In the aftermath of the second match on July 14, the war officially began when three El Salvadoran fighter aircrafts made an incursion into Honduran airspace. Soon afterwards, the Salvadoran army made immediate advances toward Tegucigalpa and launched attacks on the main road connecting the two countries. The bombs that were dropped enveloped the city in panic and hysteria. The lights went out on the street and with the screams of worried mothers and bustling of worried merchants choking the atmosphere; the capital was plunged into darkness.
The Honduran air force retaliated with strategic bombings of oil refineries and major power centres in El Salvador. With both sides running out of ammunition, a ceasefire was eventually called and went into effect on July 20. The conflict was brief, but the losses were devastating, and the impact lingers still today. Over 6,000 people were killed, while 12,000 were left wounded and the destruction of villages, homes and fields displaced approximately 50,000 people.
According to declassified intelligence reports from the CIA, El Salvador “bombed and strafed Honduran border positions and the airport at Tegucigalpa. El Salvador is expected to continue its attack in anticipation of an early cease-fire agreement.” The conflict remained overlooked, however, forced into the periphery of the global consciousness by other events at the time such as Neil Armstrong landing on the moon.
Before travelling to Mexico for the third match, President Fidel Sanchez Hernandez called the El Salvadoran national team to his house and treated them to soft drinks and a meal. But he had one important message for the Argentine head coach, Gregorio Bundio; you are a foreigner but as a foreigner you must protect the national colours of El Salvador in the way you would if you were born here.
It showed that the president viewed the match not just as a sporting event against two bitter rivals; it was, once again, an opportunity to express Salvadoran nationalism and boost national dignity. Bundio put the 3-2 victory down to buying new boots for the slippery Aztec pitch, not eating a pre-match meal in their hotel due to fear of food poisoning and ensuring that all players touched their testicles to show that they would not leave them in the dressing room.
Mexican journalist Luis Suarez claims: “[In Latin America] The border between soccer and politics is vague. There is a long list of governments that have fallen or been overthrown after the defeat of the national team. Players on the losing team are denounced in the press as traitors.” Such a quote goes a long way in explaining how expressions of nationalism and pride in the form of football still have the dark power to divide and trigger violence.
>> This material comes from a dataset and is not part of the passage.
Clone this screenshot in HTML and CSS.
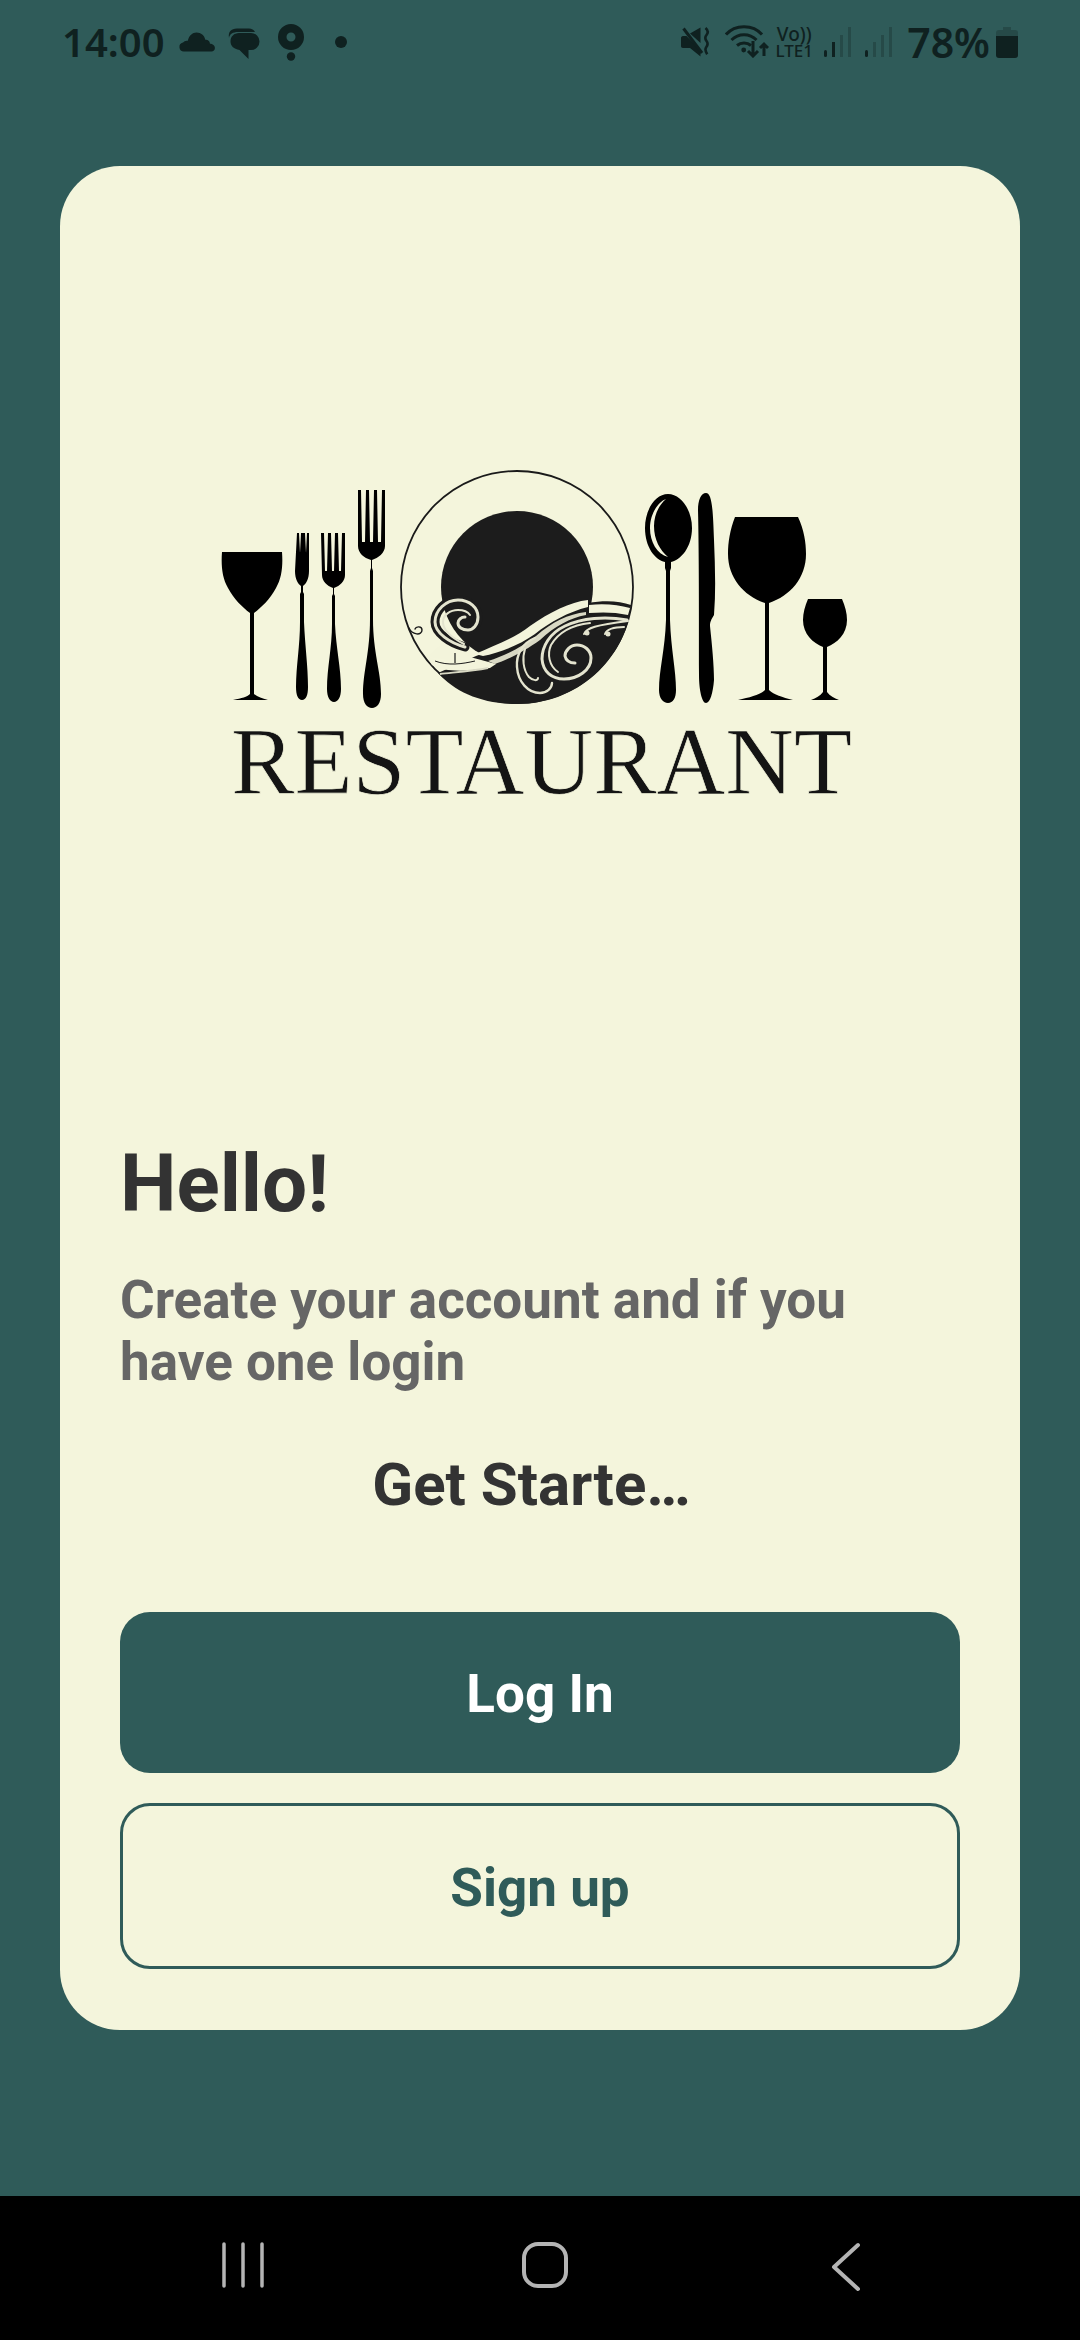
FILE: index.html
```html
<!DOCTYPE html>
<html>
<head>
    <meta charset="utf-8">
    <title>Restaurant</title>
    <meta name="viewport" content="width=device-width, initial-scale=1">
    <link rel="stylesheet" href="styles.css">
</head>
<body>
    <div class="status-bar">
        <div class="status-left">
            <span class="clock">14:00</span>
            <svg class="ic-cloud" width="36" height="20" viewBox="0 0 36 20"><path d="M5 19.500a4.500 4.500 0 0 1-1-8.900c1-1.500 3-2.300 4.800-1.800C10 3.500 13.500 .5 17.500 .5c4.500 0 8 3 8.800 7.300 1-.3 2.400 0 3.300 1 1 1 1.300 2 1.300 2.900 2.700 0 5 1.700 5 4.300 0 2-1.500 3.500-3.500 3.500z"/></svg>
            <svg class="ic-chat" width="32" height="32" viewBox="0 0 32 32"><path d="M1 10C0 4 3 .5 9 .5h12c2.600 0 5 1.200 6 3.500H10C5 4 1.500 6 1 10z"/><path d="M11 5h12a8.500 8.500 0 0 1 0 17h-2.500v9L11.500 22C5.500 21 2.500 17.500 2.500 13.500 2.500 8.500 6 5 11 5z"/></svg>
            <svg class="ic-pin" width="26" height="37" viewBox="0 0 26 37"><path fill-rule="evenodd" d="M13 0a13 13 0 1 1 0 26 13 13 0 0 1 0-26zm0 8.500a4.500 4.500 0 1 0 0 9 4.500 4.500 0 0 0 0-9z"/><circle cx="13" cy="32.500" r="4.200"/></svg>
            <span class="dot"></span>
        </div>
        <div class="status-right">
            <svg class="ic-mute" width="30" height="30" viewBox="0 0 30 30"><path d="M0 11c0-1 .7-2 2-2h3.500l14 14v6.500L9 21H2c-1.300 0-2-1-2-2z"/><path d="M9 6.500 19.500 .5V16z"/><path d="M2.500 1.500 21 26" fill="none" stroke="#0f2120" stroke-width="3"/><path d="M24.500 1c3 2.500 3 4.500 1 7-2 2.500-1.500 4 0 6s1.500 4-.3 6.200c-1.500 2-1.200 3.500 1 7" fill="none" stroke="#0f2120" stroke-width="2.600"/></svg>
            <svg class="ic-wifi" width="44" height="33" viewBox="0 0 44 33" fill="none" stroke="#0f2120" stroke-width="3"><path d="M1 9.500C10-1 28-1 37 9.500"/><path d="M6.500 15c7-7 18-7 25 0"/><path d="M12 20.500c4-3.500 10-3.500 14 0"/><circle cx="18.700" cy="25" r="2.400" fill="#0f2120" stroke="none"/><path d="M28 16v15m-5-5 5 5 5-5"/><path d="M39 31V19m-4 4 4-4 4 4"/></svg>
            <div class="volte"><span class="volte-top">Vo))</span><span class="volte-bottom">LTE1</span></div>
            <svg class="ic-signal" width="28" height="30" viewBox="0 0 28 30"><rect x="0" y="23" width="3" height="7" rx="1.500" fill="#0f2120"/><rect x="8" y="15" width="3" height="15" fill="#0f2120"/><rect x="16" y="8" width="3" height="22" fill="#264a48"/><rect x="24" y="0" width="3" height="30" fill="#264a48"/></svg>
            <svg class="ic-signal ic-signal2" width="28" height="30" viewBox="0 0 28 30"><rect x="0" y="23" width="3" height="7" rx="1.500" fill="#0f2120"/><rect x="8" y="15" width="3" height="15" fill="#264a48"/><rect x="16" y="8" width="3" height="22" fill="#264a48"/><rect x="24" y="0" width="3" height="30" fill="#264a48"/></svg>
            <span class="battery-pct">78%</span>
            <svg class="ic-battery" width="22" height="31" viewBox="0 0 22 31"><path d="M7 0h8v3h4c2 0 3 1 3 3v3H0V6c0-2 1-3 3-3h4z" fill="#264a48"/><path d="M0 9h22v19c0 2-1 3-3 3H3c-2 0-3-1-3-3z" fill="#0f2120"/></svg>
        </div>
    </div>

    <main class="content">
        <div class="card">
            <!-- logo, coords are px inside the 680x370 box -->
            <svg class="logo" width="680" height="370" viewBox="0 0 680 370">
                <!-- wine glass left -->
                <path d="M22 102H82C83 115 82 128 76 138 70 149 62 157 54 163V244C58 247 62 248 68 250H33C42 248 47 247 50 244V163C42 157 34 149 28 138 22 128 21 115 22 102Z"/>
                <!-- small fork -->
                <path d="M97 83h2l1 20 1-20h4l1 20 1-20h2l0 38c0 8-3 13-6 15v6l1 2v28c1 24 4 44 4 65 0 8-2 13-6 13s-6-5-6-13c0-21 4-41 4-65v-28l1-2v-6c-3-2-6-7-6-15z"/>
                <!-- middle fork -->
                <path d="M121 83h3l1 38h2l1-38h3l1 38h2l1-38h3l1 38h2l1-38h3v42c0 6-5 11-11 13v6l1 2v28c1 24 6 44 6 65 0 8-3 13-7 13s-7-5-7-13c0-21 5-41 5-65v-28l1-2v-6c-6-2-11-7-11-13z"/>
                <!-- big fork -->
                <path d="M158 40h3l1 52h3l1-52h3l1 52h3l1-52h3l1 52h3l1-52h3v56c0 7-7 12-13 14v8l1 3v48c0 34 8 52 8 75 0 9-4 14-9 14s-9-5-9-14c0-23 7-41 7-75v-48l1-3v-8c-7-2-13-7-13-14z"/>

                <!-- plate -->
                <circle cx="317" cy="137" r="116" fill="none" stroke="#1a1a1a" stroke-width="1.800"/>
                <circle cx="317" cy="137" r="76" fill="#1c1c1c"/>
                <path d="M238 223 276 206C300 198 345 165 388 153 405 150 420 151 431 155 428 200 385 254 317 254 282 254 255 242 238 223Z" fill="#1c1c1c"/>
                <!-- cream gap under the circle, left of the swoosh -->
                <path d="M241 170 240 196 228 207 262 212 276 204 262 196Z" fill="#f3f4db"/>
                <!-- swoosh bands -->
                <path d="M275 204C295 195 315 188 330 176 350 162 370 152 388 150L388 157C368 162 350 172 335 184 318 196 298 203 283 206Z" fill="#f3f4db"/>
                <path d="M288 211C305 206 322 197 336 186 352 172 368 164 386 162L386 165C370 168 355 176 340 190 325 201 305 211 295 214Z" fill="#d9d9c4"/>
                <path d="M389 155C405 153 418 155 430 158L428 165C415 162 402 162 389 163Z" fill="#f3f4db"/>
                <path d="M225 204C238 213 252 215 270 207L296 214 290 218C270 221 245 223 232 215Z" fill="#f3f4db"/>
                <path d="M240 224C258 222 272 221 288 218" fill="none" stroke="#d9d9c4" stroke-width="1.800"/>
                <path d="M255 203V213" stroke="#1a1a1a" stroke-width="1.200" fill="none"/>
                <path d="M235 211C248 216 262 214 275 211" stroke="#1a1a1a" stroke-width="1" fill="none"/>
                <!-- swirl left -->
                <g fill="none" stroke-linecap="round">
                    <path d="M265 197C250 193 235 183 235 172 235 160 246 150 258 150 270 150 278 158 278 167 278 175 273 180 268 180 262 180 258 177 258 173 258 170 261 167 265 167" stroke="#1c1c1c" stroke-width="9"/>
                    <path d="M265 197C250 193 235 183 235 172 235 160 246 150 258 150 270 150 278 158 278 167 278 175 273 180 268 180 262 180 258 177 258 173 258 170 261 167 265 167" stroke="#e4e4cf" stroke-width="3"/>
                    <path d="M264 194C252 188 243 180 243 172 243 165 250 160 258 160 264 160 268 162 270 165" stroke="#e4e4cf" stroke-width="2"/>
                    <!-- swirl right -->
                    <path d="M427 170C405 166 382 168 365 176 350 183 342 196 342 209 343 222 352 229 364 229 378 229 391 220 391 208 391 200 384 195 377 195 370 195 365 201 365 206 366 211 370 213 375 213" stroke="#e4e4cf" stroke-width="3"/>
                    <path d="M390 173C372 175 358 183 351 195 347 204 349 216 358 222" stroke="#e4e4cf" stroke-width="2"/>
                    <!-- swirl bottom -->
                    <path d="M335 188C322 193 316 205 317 217 318 232 328 243 340 243 347 243 352 238 352 233" stroke="#e4e4cf" stroke-width="2.400"/>
                    <path d="M325 199C322 208 323 220 329 227 333 231 338 231 338 228" stroke="#e4e4cf" stroke-width="2"/>
                    <!-- small curls -->
                    <path d="M384 184C386 178 396 175 428 171" stroke="#e4e4cf" stroke-width="2"/>
                    <path d="M405 184C407 179 414 177 424 177" stroke="#e4e4cf" stroke-width="2"/>
                    <circle cx="387" cy="183" r="2.500" fill="#e4e4cf"/>
                    <circle cx="408" cy="184" r="2.500" fill="#e4e4cf"/>
                    <path d="M209 178C212 185 222 186 222 180 222 176 216 176 215 179" stroke="#1a1a1a" stroke-width="1.400"/>
                </g>

                <!-- spoon -->
                <path fill-rule="evenodd" d="M468 44C481 44 492 60 492 78 492 97 481 110 471 112V118L470 121V170C471 200 476 220 476 240 476 248 473 253 468 253S459 248 459 240C459 220 465 200 466 170V121L465 118V112C455 110 445 97 445 78 445 60 455 44 468 44ZM466 49C458 52 450 64 450 78 450 92 457 104 468 107 460 100 454 90 454 76 454 65 459 55 466 49Z"/>
                <!-- knife -->
                <path d="M506 43C512 43 513 60 514 90 515 115 516 140 514 165 511 170 510 172 510 176 512 195 514 215 514 230 513 243 510 253 506 253 502 253 499 240 499 225 499 170 499 100 498 60 498 50 501 43 506 43Z"/>
                <!-- wine glass right -->
                <path d="M535 67H598C604 80 606 92 606 104 606 128 590 146 569 153V240C574 245 582 247 593 250H538C550 247 560 245 565 240V153C544 146 528 128 528 104 528 92 530 80 535 67Z"/>
                <!-- small wine glass -->
                <path d="M608 149H642C645 156 647 163 647 170 647 184 637 193 627 197V242C630 246 634 248 639 250H611C616 248 620 246 623 242V197C613 193 603 184 603 170 603 163 605 156 608 149Z"/>

                <text class="logo-text" x="31" y="344" textLength="621" lengthAdjust="spacingAndGlyphs">RESTAURANT</text>
            </svg>

            <h1 class="hello">Hello!</h1>
            <p class="subtitle">Create your account and if you have one login</p>
            <p class="get-started">Get Starte…</p>
            <button class="btn btn-login">Log In</button>
            <button class="btn btn-signup">Sign up</button>
        </div>
    </main>

    <div class="nav-bar">
        <svg width="42" height="46" viewBox="0 0 42 46" fill="none" stroke="#b4b4b4" stroke-width="3.500" stroke-linecap="round"><path d="M2 2v42M21 2v42M40 2v42"/></svg>
        <svg class="ic-home" width="46" height="46" viewBox="0 0 46 46" fill="none" stroke="#b4b4b4" stroke-width="4"><rect x="2" y="2" width="42" height="42" rx="14"/></svg>
        <svg width="30" height="50" viewBox="0 0 30 50" fill="none" stroke="#b4b4b4" stroke-width="4" stroke-linecap="round" stroke-linejoin="round"><path d="M27 3 3 25l24 22"/></svg>
    </div>
</body>
</html>
```

FILE: styles.css
```css
* {
    box-sizing: border-box;
}

html, body {
    margin: 0;
    padding: 0;
}

body {
    width: 1080px;
    height: 2340px;
    background-color: #2f5b59;
    font-family: Roboto, "Noto Sans", sans-serif;
    display: flex;
    flex-direction: column;
    overflow: hidden;
}

.status-bar {
    height: 166px;
    flex-shrink: 0;
    padding: 24px 62px 0 62px;
    display: flex;
    justify-content: space-between;
    align-items: flex-start;
    color: #0f2120;
    fill: #0f2120;
}

.status-left,
.status-right {
    display: flex;
    align-items: flex-start;
}

.clock {
    font-family: "Noto Sans", Roboto, sans-serif;
    font-size: 40px;
    font-weight: 600;
    line-height: 36px;
}

.ic-cloud {
    margin: 8px 0 0 14px;
}

.ic-chat {
    margin: 4px 0 0 13px;
}

.ic-pin {
    margin: 0 0 0 18px;
}

.dot {
    width: 12px;
    height: 12px;
    border-radius: 50%;
    background-color: #0f2120;
    margin: 12px 0 0 31px;
}

.ic-mute {
    margin-top: 3px;
}

.ic-wifi {
    margin: 1px 0 0 14px;
}

.volte {
    margin: 1px 0 0 4px;
    width: 42px;
    display: flex;
    flex-direction: column;
    align-items: center;
    font-family: "Noto Sans", Roboto, sans-serif;
    font-weight: 500;
}

.volte-top {
    font-size: 19px;
    line-height: 18px;
}

.volte-bottom {
    font-size: 17px;
    line-height: 16px;
}

.ic-signal {
    margin: 3px 0 0 9px;
}

.ic-signal2 {
    margin-left: 13px;
}

.battery-pct {
    font-family: "Noto Sans", Roboto, sans-serif;
    font-size: 41px;
    font-weight: 600;
    line-height: 36px;
    margin-left: 14px;
}

.ic-battery {
    margin: 3px 0 0 6px;
}

.content {
    flex: 1;
    padding: 0 60px;
}

.card {
    height: 1864px;
    background-color: #f4f5dc;
    border-radius: 60px;
    padding: 284px 60px 0;
}

.logo {
    display: block;
    margin: 0 0 0 80px;
    fill: #000;
}

.logo-text {
    font-family: "Liberation Serif", serif;
    font-size: 95px;
    fill: #141414;
    stroke: #f3f4db;
    stroke-width: 0.7px;
}

.hello {
    margin: 321px 0 0;
    font-size: 80px;
    font-weight: 700;
    line-height: 86px;
    color: #333;
}

.subtitle {
    margin: 42px 0 0;
    padding-right: 60px;
    font-size: 53px;
    font-weight: 700;
    line-height: 62px;
    color: #666;
}

.get-started {
    margin: 59px 0 0;
    padding-right: 17px;
    text-align: center;
    font-size: 60px;
    font-weight: 700;
    line-height: 66px;
    color: #333;
}

.btn {
    display: block;
    width: 100%;
    padding-top: 4px;
    font-family: inherit;
    font-size: 53px;
    font-weight: 700;
    border-radius: 30px;
}

.btn-login {
    height: 161px;
    margin-top: 94px;
    background-color: #2f5b59;
    border: none;
    color: #fff;
}

.btn-signup {
    height: 166px;
    margin-top: 30px;
    background-color: transparent;
    border: 3px solid #2f5b59;
    color: #2f5b59;
}

.nav-bar {
    height: 144px;
    flex-shrink: 0;
    background-color: #000;
    padding: 46px 219px 0 222px;
    display: flex;
    justify-content: space-between;
    align-items: flex-start;
}

.ic-home {
    margin-right: 6px;
}
```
The ‘Football War’ was not caused predominantly by the sport, rather an amalgamation of socio-economic factors that had been threatening to rip the nations apart anyway. Nevertheless football, as the catalyst for fervent expressions of nationalism on the pitch, triggered the conflict and once again proved how sport, football specifically, has the capacity to influence and shape to politics. The war serves as a potent reminder of how football has the power to divide and initiate the horrors of war.